Por volta de 1940 eles, Dalva e Herivelto, foram morar na Urca [bairro lindo, ao pé do Pão de Açúcar]. Apesar da bela casa e da arte que ambos possuíam o ambiente não era nada amistoso. Dalva era uma grande profissional e Herivelto também. Só que o compositor era mais “galinha” do que as raparigas do nosso Magassapo. As nossas meninas aqui eram muito mais ciosas da moral do que o compositor de Ave Maria no Morro. O homem não podia ver uma mulher boa e ficava logo balançando a asa pro lado dela. Isto, inclusive, na presença de Dalva.

 Como se diz aqui em Conquista: “Dalva se retava com a sem vergonhice do companheiro e apelava para o revide á base de pratos, discos, garfos, facas e copos jogados contra o marido Dom Juan”. A vizinhança deles na Urca não acreditava no que assistia. Muitas vezes as brigas saiam de dentro da casa e iam parar na Rua. Era um pega-pra-capar dos diabos.

 Um fato interessantíssimo, depois que o casamento deles acabou [1949] é que o Herivelto produziu uma série de canções sacaneando a ex-mulher. Dalva que não era compositora pedia aos seus amigos compositores para revidar com canções-resposta à altura das canções-sacanagem que o ex-marido lhe dirigia. Foram quase ou mais de dez anos nessa guerra ex-cônjuge-musical. O povo brasileiro acompanhava aquilo com um interesse extraordinário. Em uma dessas músicas [Caminhemos] Herivelto diz nos versos iniciais: “Não, eu não posso lembrar que te amei”. Dalva pediu e Ataulfo Alves fez prá ela uma canção intitulada “Errei sim” cuja letra confessava o seguinte: Errei, sim.

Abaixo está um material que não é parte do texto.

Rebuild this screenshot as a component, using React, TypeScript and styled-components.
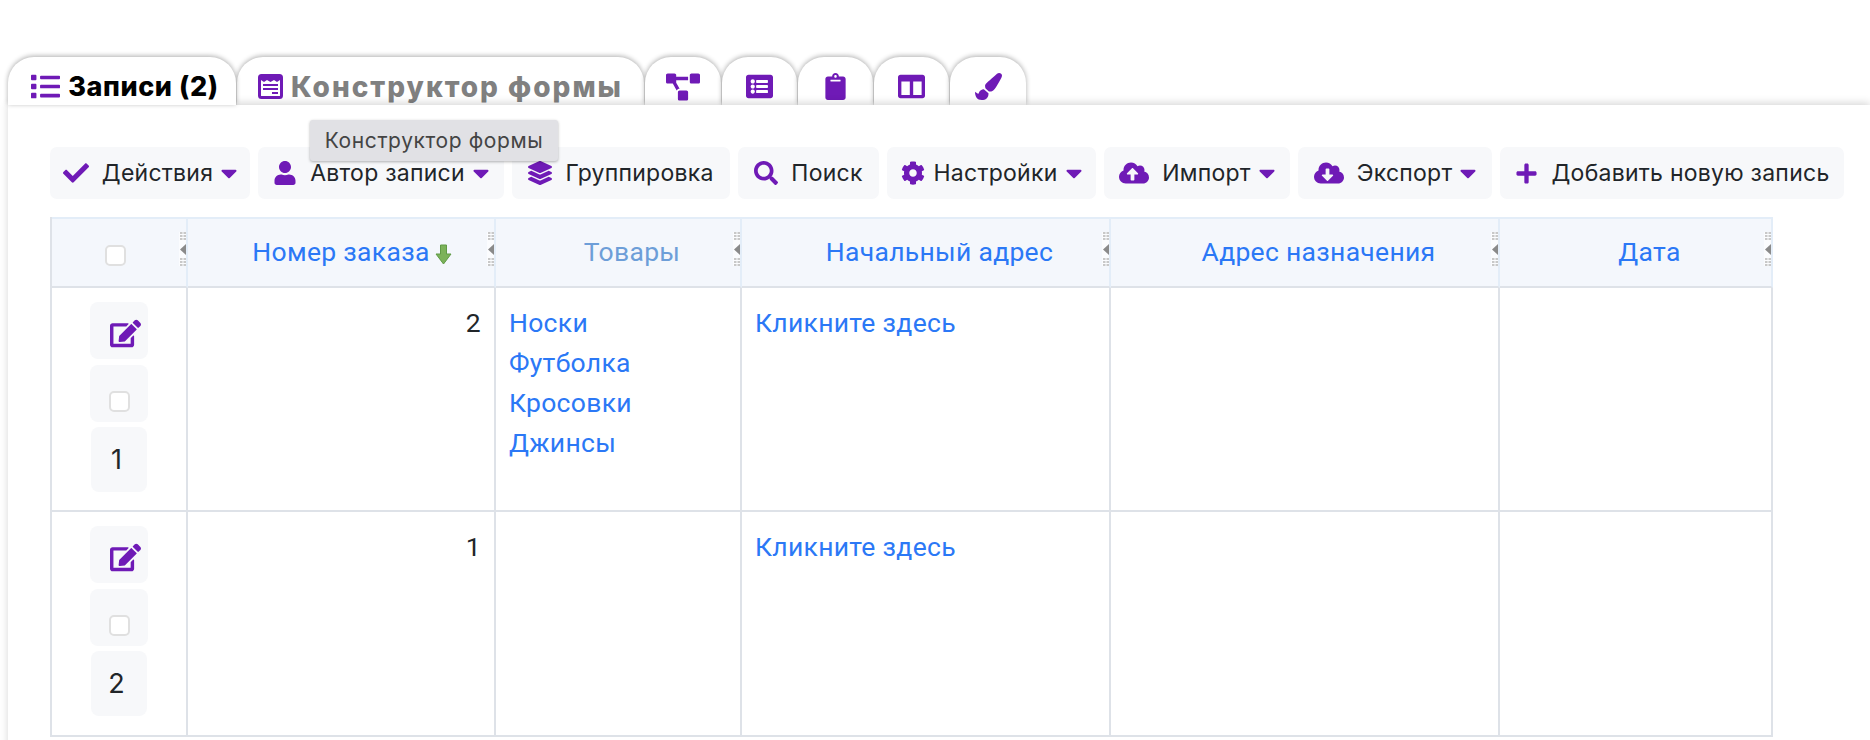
import { FC, ReactNode } from 'react';
import { styled, createGlobalStyle } from 'styled-components';
import {
  FaCheck,
  FaUser,
  FaLayerGroup,
  FaSearch,
  FaCog,
  FaCloudUploadAlt,
  FaCloudDownloadAlt,
  FaPlus,
  FaList,
  FaProjectDiagram,
  FaListAlt,
  FaClipboard,
  FaColumns,
  FaPaintBrush,
  FaEdit,
  FaCaretDown,
} from 'react-icons/fa';

const purple = '#6f1ab6';

const GlobalStyle = createGlobalStyle`
  html, body {
    margin: 0;
    padding: 0;
    background: #fff;
    font-family: Roboto, "Liberation Sans", sans-serif;
  }
`;

const Page = styled.div`
  position: relative;
  width: 1870px;
  height: 740px;
  overflow: hidden;
  padding: 57px 0 0 8px;
  box-sizing: border-box;
`;

const TabBar = styled.div`
  display: flex;
  height: 48px;
  gap: 1px;
`;

const Tab = styled.div<{ $w: number; $active?: boolean }>`
  position: relative;
  z-index: ${(p) => (p.$active ? 2 : 0)};
  display: flex;
  align-items: center;
  justify-content: center;
  gap: 8px;
  width: ${(p) => p.$w}px;
  height: 48px;
  box-sizing: border-box;
  padding-top: 11px;
  padding-left: ${(p) => (p.$active ? 6 : 0)}px;
  background: #fff;
  border-radius: 26px 26px 0 0;
  box-shadow: 0 -1px 5px rgba(0, 0, 0, 0.32);
  color: ${(p) => (p.$active ? '#000' : '#808080')};
  font-family: Inter, sans-serif;
  font-weight: 800;
  font-size: ${(p) => (p.$active ? 27 : 28)}px;
  letter-spacing: ${(p) => (p.$active ? 0.6 : 2)}px;
  white-space: nowrap;
  svg {
    color: ${purple};
    flex: none;
  }
`;

const Content = styled.div`
  position: relative;
  z-index: 1;
  height: 640px;
  padding: 42px 0 0 42px;
  background: #fff;
  box-shadow: 0 -2px 8px rgba(0, 0, 0, 0.16);
`;

const Toolbar = styled.div`
  display: flex;
  gap: 8px;
  height: 52px;
`;

const ToolButton = styled.div<{ $w: number; $gap?: number }>`
  display: flex;
  align-items: center;
  justify-content: center;
  gap: ${(p) => p.$gap ?? 13}px;
  width: ${(p) => p.$w}px;
  box-sizing: border-box;
  background: #f7f8fa;
  border-radius: 7px;
  color: #212529;
  font-family: Inter, sans-serif;
  font-size: 23px;
  letter-spacing: 0.25px;
  white-space: nowrap;
  svg {
    color: ${purple};
    flex: none;
  }
`;

const Caret = styled(FaCaretDown)<{ $ml?: number }>`
  && {
    margin: 0 -5px 0 ${(p) => p.$ml ?? -10}px;
  }
`;

const Tooltip = styled.div`
  position: absolute;
  left: 310px;
  top: 120px;
  z-index: 5;
  width: 248px;
  height: 41px;
  display: flex;
  align-items: center;
  justify-content: center;
  box-sizing: border-box;
  background: #e1e1e5;
  border-radius: 3px;
  box-shadow: 0 1px 3px rgba(0, 0, 0, 0.3);
  color: #444;
  font-family: Inter, sans-serif;
  font-size: 21px;
  letter-spacing: 0.6px;
`;

const Table = styled.div`
  display: grid;
  grid-template-columns: 136px 308px 246px 369px 389px 273px;
  width: max-content;
  margin-top: 18px;
  border-left: 2px solid #dee2e8;
`;

const HeadCell = styled.div<{ $muted?: boolean; $plain?: boolean }>`
  position: relative;
  height: 71px;
  box-sizing: border-box;
  display: flex;
  align-items: center;
  justify-content: center;
  gap: 5px;
  padding-bottom: 2px;
  padding-left: ${(p) => (p.$plain ? 0 : 28)}px;
  background: #f4f7fc;
  border-top: 2px solid #e3edf8;
  border-right: 2px solid #e3edf8;
  border-bottom: 2px solid #dee2e8;
  color: ${(p) => (p.$muted ? '#6d9ed8' : '#2b78f6')};
  font-size: 26.5px;
  letter-spacing: 0.3px;
`;

const Handle = styled.div`
  position: absolute;
  right: 0;
  top: 13px;
  width: 7px;
  height: 34px;
  display: flex;
  flex-direction: column;
  align-items: center;
  justify-content: space-between;
  background: #fbfcfe;
`;

const Grip = styled.svg`
  display: block;
`;

const Cell = styled.div<{ $h: number; $right?: boolean }>`
  height: ${(p) => p.$h}px;
  box-sizing: border-box;
  padding: 15px 13px 0 13px;
  border-right: 2px solid #dee2e8;
  border-bottom: 2px solid #dee2e8;
  text-align: ${(p) => (p.$right ? 'right' : 'left')};
  color: #212529;
  font-size: 26.5px;
  letter-spacing: 0.3px;
  line-height: 40px;
`;

const ControlCell = styled.div<{ $h: number }>`
  height: ${(p) => p.$h}px;
  box-sizing: border-box;
  padding-top: 14px;
  border-right: 2px solid #dee2e8;
  border-bottom: 2px solid #dee2e8;
  display: flex;
  flex-direction: column;
  align-items: center;
  gap: 5.5px;
`;

const EditTile = styled.div`
  width: 58px;
  height: 57px;
  box-sizing: border-box;
  padding: 6px 0 0 13px;
  display: flex;
  align-items: center;
  justify-content: center;
  background: #f7f8fa;
  border-radius: 8px;
  svg {
    color: ${purple};
  }
`;

const CheckTile = styled.div`
  width: 58px;
  height: 57px;
  box-sizing: border-box;
  padding-top: 16px;
  display: flex;
  align-items: center;
  justify-content: center;
  background: #f7f8fa;
  border-radius: 8px;
`;

const NumberTile = styled.div`
  width: 56px;
  height: 65px;
  box-sizing: border-box;
  padding-right: 5px;
  display: flex;
  align-items: center;
  justify-content: center;
  background: #f7f8fa;
  border-radius: 8px;
  color: #212529;
  font-family: Inter, sans-serif;
  font-size: 27px;
`;

const Check = styled.span`
  display: block;
  width: 21px;
  height: 21px;
  box-sizing: border-box;
  background: #fff;
  border: 2px solid #e0e0e0;
  border-radius: 5px;
`;

const HeadCheck = styled(Check)`
  margin-top: 8px;
  margin-right: 8px;
`;

const LinkLine = styled.div`
  color: #2b78f6;
`;

const SortIcon = styled.svg`
  margin-top: 6px;
  margin-right: 6px;
  flex: none;
`;

const TabForm: FC = () => (
  <svg width="25" height="25" viewBox="0 0 25 25" fill="none">
    <rect x="1.5" y="1.5" width="22" height="22" rx="2" stroke={purple} strokeWidth="3" />
    <path d="M3 3h19v3l-3 2-3-2-3.5 2-3.5-2-3 2-3-2z" fill={purple} />
    <path d="M5 11h15M5 15h15M14 19h6" stroke={purple} strokeWidth="2" />
  </svg>
);

const SortArrow: FC = () => (
  <SortIcon width="17" height="21" viewBox="0 0 17 21">
    <path d="M5.5 1h6v9h4.5l-7.5 10-7.5-10h4.500z" fill="#7cb25a" stroke="#5f9a45" strokeWidth="1" />
  </SortIcon>
);

const GripDots: FC = () => (
  <Grip width="6" height="8" viewBox="0 0 6 8" fill="#c8c8c8">
    <rect x="0" y="0" width="2.500" height="2" />
    <rect x="3.500" y="0" width="2.500" height="2" />
    <rect x="0" y="3" width="2.500" height="2" />
    <rect x="3.500" y="3" width="2.500" height="2" />
    <rect x="0" y="6" width="2.500" height="2" />
    <rect x="3.500" y="6" width="2.500" height="2" />
  </Grip>
);

const ResizeHandle: FC = () => (
  <Handle>
    <GripDots />
    <Grip width="6" height="11" viewBox="0 0 6 11" fill="#8a8a8a">
      <path d="M6 0v11L0 5.500z" />
    </Grip>
    <GripDots />
  </Handle>
);

const Head: FC<{ children?: ReactNode; muted?: boolean; plain?: boolean }> = ({ children, muted, plain }) => (
  <HeadCell $muted={muted} $plain={plain}>
    {children}
    <ResizeHandle />
  </HeadCell>
);

const Controls: FC<{ h: number; n: number }> = ({ h, n }) => (
  <ControlCell $h={h}>
    <EditTile>
      <FaEdit size={31} />
    </EditTile>
    <CheckTile>
      <Check />
    </CheckTile>
    <NumberTile>{n}</NumberTile>
  </ControlCell>
);

const App: FC = () => (
  <Page>
    <GlobalStyle />
    <TabBar>
      <Tab $w={228} $active>
        <FaList size={29} />
        Записи (2)
      </Tab>
      <Tab $w={407}>
        <TabForm />
        Конструктор формы
      </Tab>
      <Tab $w={76}>
        <FaProjectDiagram size={34} />
      </Tab>
      <Tab $w={75}>
        <FaListAlt size={27} />
      </Tab>
      <Tab $w={75}>
        <FaClipboard size={27} />
      </Tab>
      <Tab $w={75}>
        <FaColumns size={27} />
      </Tab>
      <Tab $w={76}>
        <FaPaintBrush size={27} />
      </Tab>
    </TabBar>
    <Content>
      <Toolbar>
        <ToolButton $w={200}>
          <FaCheck size={26} />
          Действия
          <Caret size={26} />
        </ToolButton>
        <ToolButton $w={246}>
          <FaUser size={24} />
          Автор записи
          <Caret size={26} />
        </ToolButton>
        <ToolButton $w={218}>
          <FaLayerGroup size={24} />
          Группировка
        </ToolButton>
        <ToolButton $w={141}>
          <FaSearch size={24} />
          Поиск
        </ToolButton>
        <ToolButton $w={209} $gap={8}>
          <FaCog size={24} />
          Настройки
          <Caret size={26} $ml={-5} />
        </ToolButton>
        <ToolButton $w={186}>
          <FaCloudUploadAlt size={30} />
          Импорт
          <Caret size={26} />
        </ToolButton>
        <ToolButton $w={194}>
          <FaCloudDownloadAlt size={30} />
          Экспорт
          <Caret size={26} />
        </ToolButton>
        <ToolButton $w={344} $gap={14}>
          <FaPlus size={23} />
          Добавить новую запись
        </ToolButton>
      </Toolbar>
      <Table>
        <Head plain>
          <HeadCheck />
        </Head>
        <Head>
          Номер заказа
          <SortArrow />
        </Head>
        <Head muted>Товары</Head>
        <Head>Начальный адрес</Head>
        <Head>Адрес назначения</Head>
        <Head>Дата</Head>

        <Controls h={224} n={1} />
        <Cell $h={224} $right>
          2
        </Cell>
        <Cell $h={224}>
          <LinkLine>Носки</LinkLine>
          <LinkLine>Футболка</LinkLine>
          <LinkLine>Кросовки</LinkLine>
          <LinkLine>Джинсы</LinkLine>
        </Cell>
        <Cell $h={224}>
          <LinkLine>Кликните здесь</LinkLine>
        </Cell>
        <Cell $h={224} />
        <Cell $h={224} />

        <Controls h={225} n={2} />
        <Cell $h={225} $right>
          1
        </Cell>
        <Cell $h={225} />
        <Cell $h={225}>
          <LinkLine>Кликните здесь</LinkLine>
        </Cell>
        <Cell $h={225} />
        <Cell $h={225} />
      </Table>
    </Content>
    <Tooltip>Конструктор формы</Tooltip>
  </Page>
);

export default App;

Manchei o teu nome. Mas foste tu mesmo o culpado Deixavas-me em casa me trocando pela orgia. Faltando sempre com a tua companhia. Herivelto sentindo-se ofendido com o chifre musical que levou, compôs e revidou com uma música chamada Segredo: “Teu mal é comentar o passado. Ninguém precisa saber o que houve entre nós dois, o peixe é pro fundo das redes, segredo é pra quatro paredes, não deixe que males pequeninos, venham transtornar nossos destinos”. Se a briga músico-chifral era feia por um lado era super interessante por outro. O público vibrava. Foi o ápice da nossa fase musical chamada Dor de Cotovelo.

 A turma do sadismo [e como tem sádico ainda hoje por aí] adorava assistir a pancadaria. De parte a parte. Herivelto, que cheguei a encontrar algumas vezes no centro do Rio de Janeiro, tinha uma “cara de sonso” indisfarçável. Mas era um grande canastrão.  Era o tipo do sujeito que ficava o tempo inteiro buscando a mulher que nunca teve e sempre sonhou. Parecia nada lhe bastar Era realmente um sujeito complicado. Dalva morreu em 1972, Nilo Chagas em 1973 e Herivelto em 1992. Todos nós, apreciadores de boa música, ficamos tristes com as suas partidas, pois deixaram uma respeitável Obra Musical. Foi tanta coisa linda que fica difícil dizer qual delas era a mais bela. Tem uma que me deixa babando: “A Bahia Canta” de Herivelto e Chianca Garcia. Muito linda. Vejam a minissérie e depois me contem. Não vejo televisão, nem vou mais a Cinema. Mas gosto de chuva e gosto de sol e de histórias de amor. Mesmo quando marcadas por desventuras. É isso aí. Cordiais saudações e até a próxima.


2 Respostas para “Academia do Papo”

  1. Elvarlinda Jardim

    Boa noite, Paulo

    Entusiasmada com o seu texto e sua forma de falar sobre o assunto,o que nos leva a participar , involuntariamente, da história. Você, realmente tem o dom de nos prender. Promove uma leitura agradável, prazerosa mesmo.
    A história dessas personagens é fato comum no dia a dia, que, muitas vezes, por estarmos desligados do cotidiano, nem percebemos o quanto isso acontece.
    Há o lado bom da história, que é o fato de das confusões entre os dois surgiu a boa música. Também há lirios no lodo.
    Como a minha vida é toda de “flash”, terei que parar, mas, bem que gostaria de trocar mais palavras na sua Academia do Papo.
    Parabéns por sua ótima narrativa e pela leveza como a discorre.
    Um abraço!

    Elvarlinda Jardim (Elva)
    ar

  2. PAULO PIRES

    Obrigado minha cara Euvarlinda

    Além de seua generosidade, você é Jardim.

    Aquele Jardim, de Belo Campo, irmã de outro Jardim, o Massinha, meu amigo de infância e querido irmão também

    Saudações para todos os jardins.